Discussion in 'Anything goes' started by Slacker, Sep 3, 2019.

  1. Chef2

    Chef2 Well-Known Member

    Her tits are 37 however.
     
  2. CD Boogie

    CD Boogie Well-Known Member

    this list of rock legends has expanded to include people who never rocked.
     
    expendable and Chef2 like this.
  3. swingline

    swingline Well-Known Member

     
  4. micropolitan guy

    micropolitan guy Well-Known Member

    The Hot Band of Albert Lee, James Burton, Glen D. Hardin, Hank DeVito, Emory Gordy Jr., John Ware and Rodney Crowell may have been the No. 2 backup band in the world, behind the Hawks/Band.
     
  5. Alma

    Alma Well-Known Member

    Music is as bad as it's ever been by some margin. Classic rock tours do better now than they did when it was new rock. There's just nothing that good listen to with any consistency, and the material is often well beyond subtle or clever.
     
  6. DanOregon

    DanOregon Well-Known Member

    Imagine if one of those celebrity rock and roll legends cruises went down and you had to sort out a pecking order. It would make the Day the Music Died with Holly, Valens and the Bopper look like a picnic.
     
  7. sgreenwell

    sgreenwell Well-Known Member

    You sound like my parents in the 1990s, and likely, their parents in the 1970s. Music is like SNL - it's always the best the decade you grew up in, and then after, it magically seems to suck more.
     
  8. DanOregon

    DanOregon Well-Known Member

    The biggest difference in music generation to generation isn't the ideas, but the technology and how it is performed. Think about the big band era, then rock with electric guitars, the 80s and electric keyboards and drums, and now it's all about the beats, autotune and processors.
     
  9. Alma

    Alma Well-Known Member

    No, it’s bad.

    TV? As good as it’s ever been in the last 15 years.

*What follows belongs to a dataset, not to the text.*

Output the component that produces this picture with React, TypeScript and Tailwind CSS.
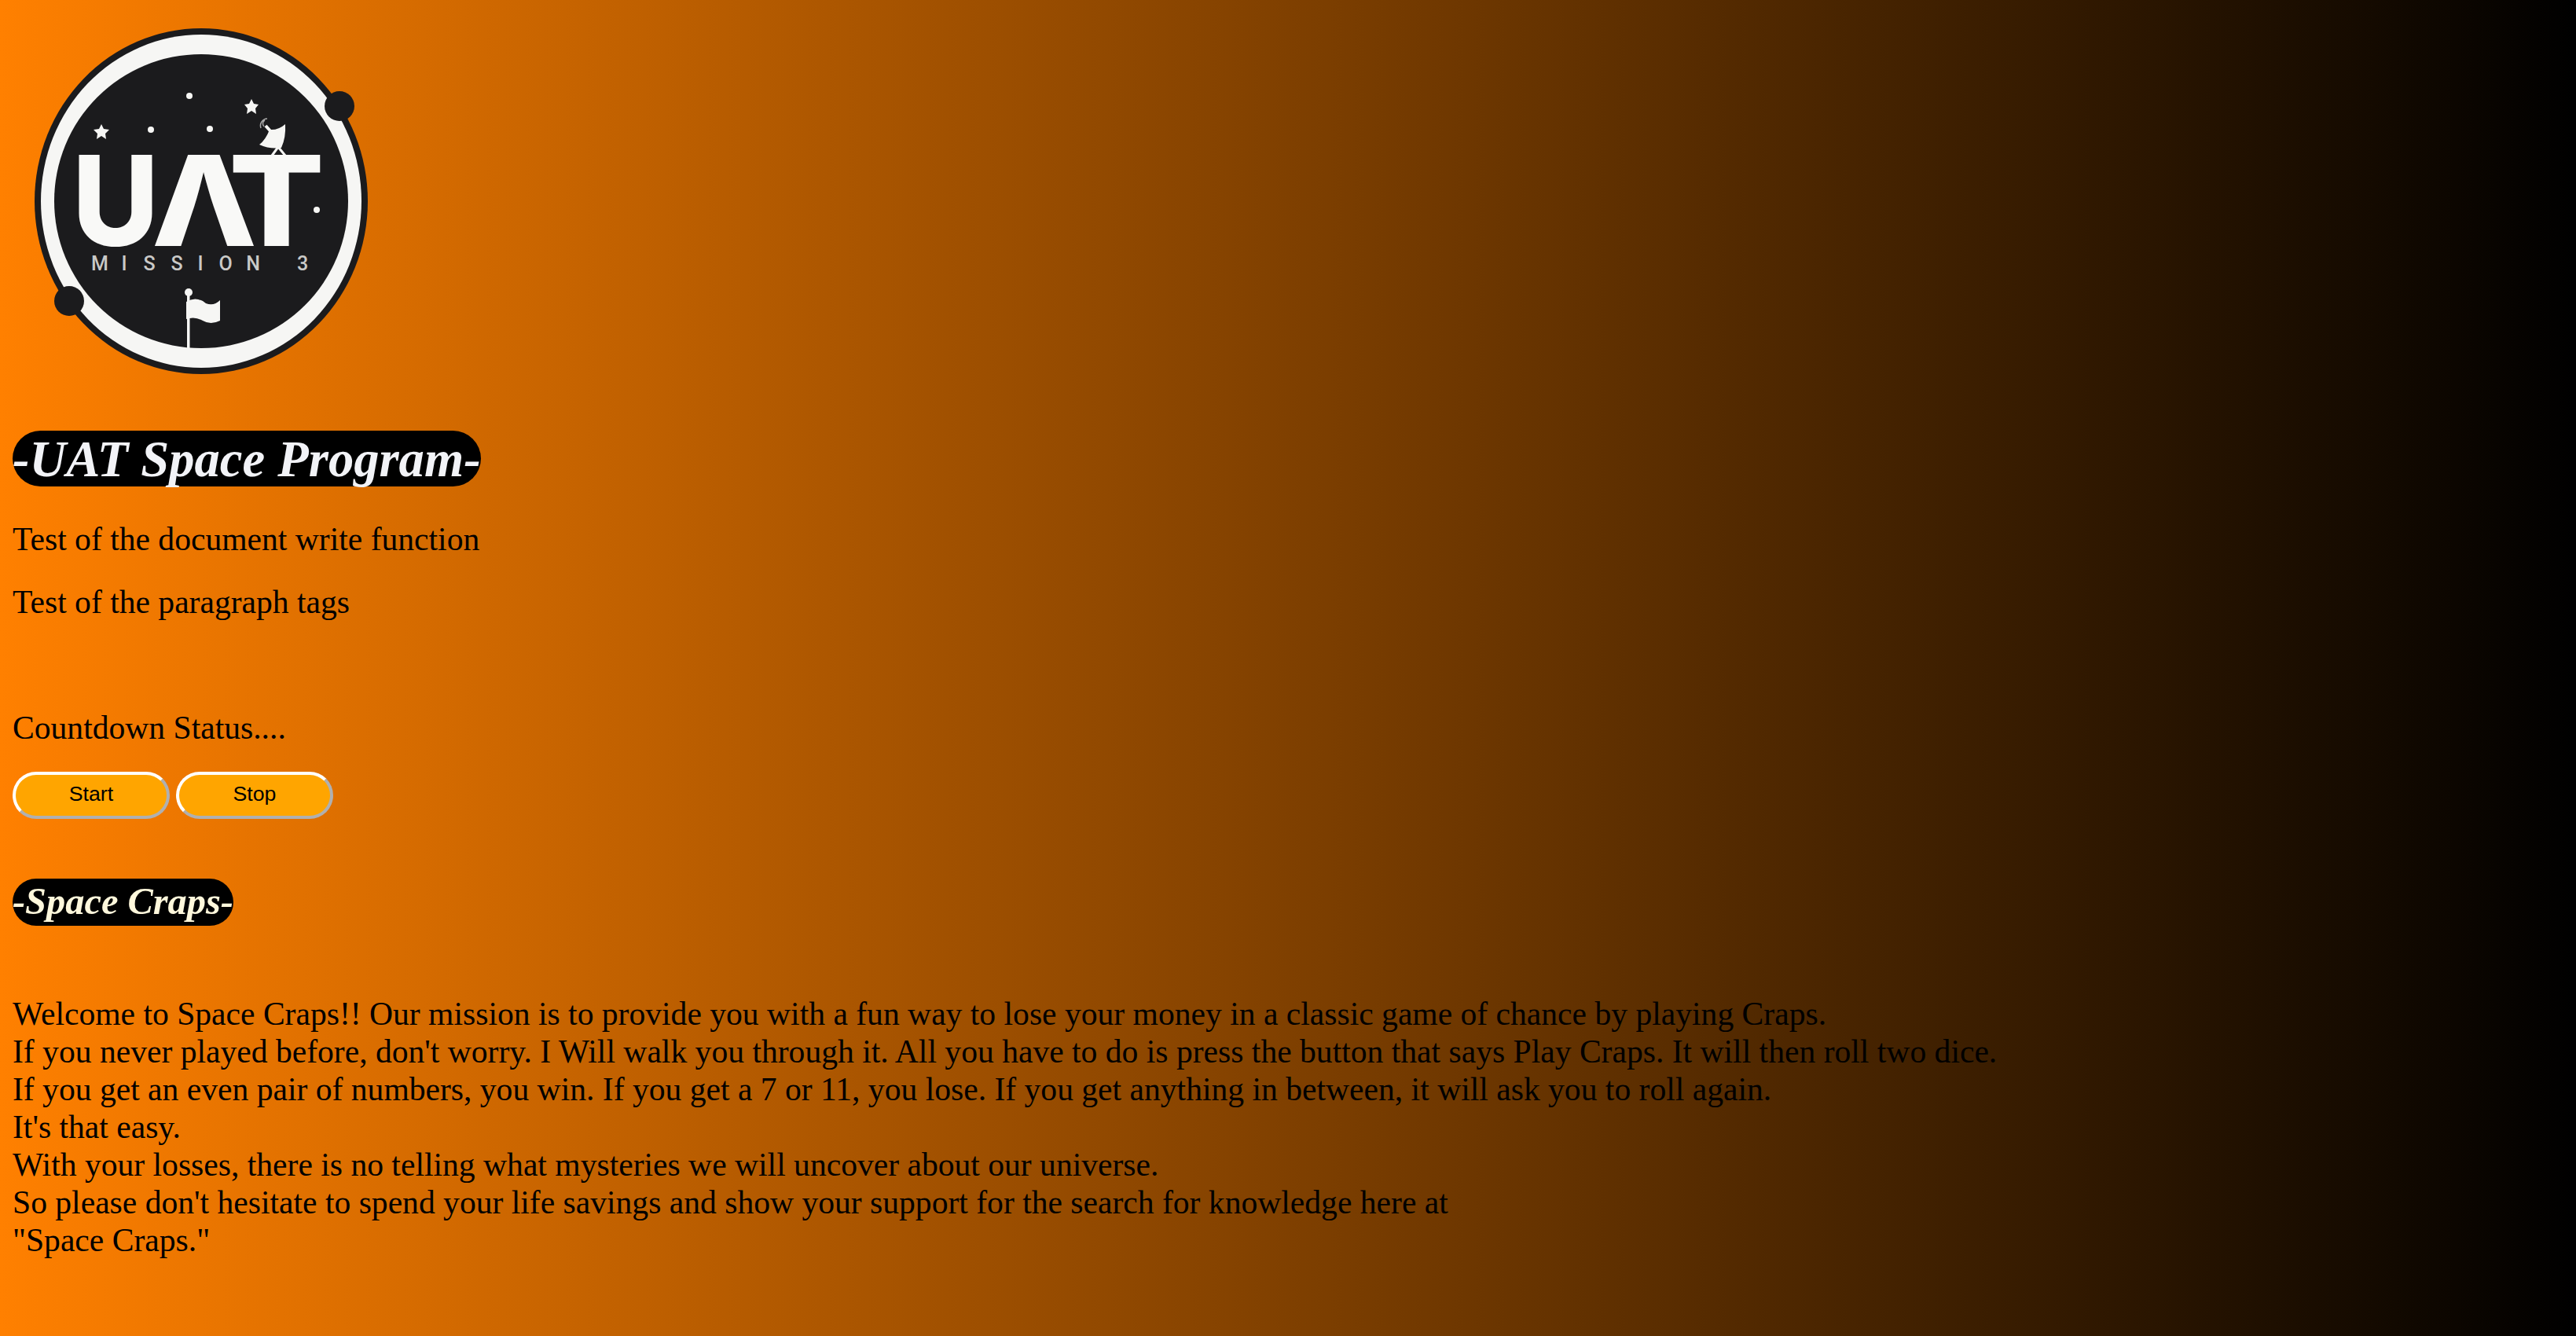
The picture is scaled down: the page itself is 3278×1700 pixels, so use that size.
import React from 'react'

const serif = "font-['Liberation_Serif',serif]"

function MissionLogo() {
  return (
    <svg viewBox="16 16 480 480" className="block w-[480px] h-[480px]">
      <ellipse cx="256" cy="256" rx="212" ry="220" fill="#1b1b1d" />
      <ellipse cx="256" cy="256" rx="204" ry="212" fill="#f6f6f4" />
      <circle cx="256" cy="256" r="187" fill="#1b1b1d" />
      <circle cx="432" cy="135" r="19" fill="#1b1b1d" />
      <circle cx="88" cy="383" r="19" fill="#1b1b1d" />

      {/* stars */}
      <g fill="#f6f6f4">
        <polygon points="129,158 132,164 139,165 134,170 135,177 129,173 123,177 124,170 119,165 126,164" />
        <polygon points="320,126 323,132 329,133 325,138 326,145 320,141 314,145 315,138 311,133 317,132" />
        <circle cx="241" cy="122" r="4" />
        <circle cx="192" cy="165" r="4" />
        <circle cx="267" cy="164" r="4" />
        <circle cx="403" cy="267" r="4" />
      </g>

      {/* dish */}
      <path d="M363 158 Q364 175 358 188 Q343 190 330 184 Q338 178 343 165 Q354 166 363 158 Z" fill="#f6f6f4" />
      <path d="M338 160 L347 170" stroke="#f6f6f4" strokeWidth="4" fill="none" />
      <path d="M354 187 L346 198 M354 187 L363 198" stroke="#f6f6f4" strokeWidth="3" fill="none" />
      <path d="M336 161 A5 5 0 0 1 337 153 M332 163 A9 9 0 0 1 340 151" stroke="#aaa" strokeWidth="1.5" fill="none" />

      {/* wordmark */}
      <g fill="#f9f9f7" fontFamily="Inter, sans-serif" fontWeight="800" fontSize="160">
        <text x="92" y="313" textLength="110" lengthAdjust="spacingAndGlyphs">U</text>
        <text x="193" y="313" textLength="134" lengthAdjust="spacingAndGlyphs">Λ</text>
        <text x="291" y="313" textLength="122" lengthAdjust="spacingAndGlyphs">T</text>
      </g>
      <text
        x="127 158 190 225 255 287 322 385"
        y="344"
        fill="#c9c9c7"
        fontFamily="Roboto, sans-serif"
        fontWeight="500"
        fontSize="25"
        textAnchor="middle"
      >
        MISSION3
      </text>

      {/* flag */}
      <circle cx="240" cy="372" r="5" fill="#f6f6f4" />
      <rect x="238" y="376" width="3.5" height="68" fill="#f6f6f4" />
      <path d="M237 384 Q250 376 262 386 Q272 390 280 382 L280 408 Q268 414 258 408 Q248 402 237 406 Z" fill="#f6f6f4" />
    </svg>
  )
}

export default function App() {
  return (
    <div className={`${serif} min-h-[1700px] bg-linear-to-r/srgb from-[#ff8000] to-black px-4 pt-4 text-black text-[41.6px] leading-[48px]`}>
      <MissionLogo />

      <h1 className="mt-[52px] w-fit rounded-[40px] bg-black pt-[2px] text-[64.6px] font-bold italic leading-[69px] text-[#f2f3f7]">
        -UAT Space Program-
      </h1>

      <p className="mt-[43px]">Test of the document write function</p>
      <p className="mt-[32px]">Test of the paragraph tags</p>
      <p className="mt-[112px]">Countdown Status....</p>

      {/* Countdown buttons */}
      <div className="mt-[32px] flex gap-2">
        {['Start', 'Stop'].map((label) => (
          <button
            key={label}
            className="h-[60px] w-[200px] rounded-full border-4 border-t-white border-l-white border-r-[#b0b0b0] border-b-[#b0b0b0] bg-[#ffa500] pb-[3px] font-['Liberation_Sans',sans-serif] text-[26.67px] leading-none text-black"
          >
            {label}
          </button>
        ))}
      </div>

      <h2 className="mt-[76px] w-fit rounded-[40px] bg-black pb-[2px] text-[48.4px] font-bold italic leading-[58px] text-[#fff8dc]">
        -Space Craps-
      </h2>

      <div className="mt-[88px]">
        <p>Welcome to Space Craps!! Our mission is to provide you with a fun way to lose your money in a classic game of chance by playing Craps.</p>
        <p>If you never played before, don't worry. I Will walk you through it. All you have to do is press the button that says Play Craps. It will then roll two dice.</p>
        <p>If you get an even pair of numbers, you win. If you get a 7 or 11, you lose. If you get anything in between, it will ask you to roll again.</p>
        <p>It's that easy.</p>
        <p>With your losses, there is no telling what mysteries we will uncover about our universe.</p>
        <p>So please don't hesitate to spend your life savings and show your support for the search for knowledge here at</p>
        <p>"Space Craps."</p>
      </div>
    </div>
  )
}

    Music? Not. Not at all.
     
  10. Alma

    Alma Well-Known Member

    Yes, and it’s awful.
     
    2muchcoffeeman likes this.
  11. DanOregon

    DanOregon Well-Known Member

    It's weird - you also think about how music is now proprogated with radio in decline. (One of the reasons you could write a book about Old Town Road). I don't know if it is more amazing that songs become hits - or less so. Used to be the local DJ/program director was the prime mover in a market - now it may as well be a friend - and there are fewer barriers to be people making music. Which leads to even more competition.
    Also - now most musicians make most of their jack on touring, when it used to be loss-leader to get you to buy the latest record.
     
  12. swingline

    swingline Well-Known Member

    Are you sure about that part I bolded? I've always heard that musicians make way more on their tours than through record sales. On tour they don't have to share in any of the merchandising or ticket sales, and I think they only make a buck or two on each record sold.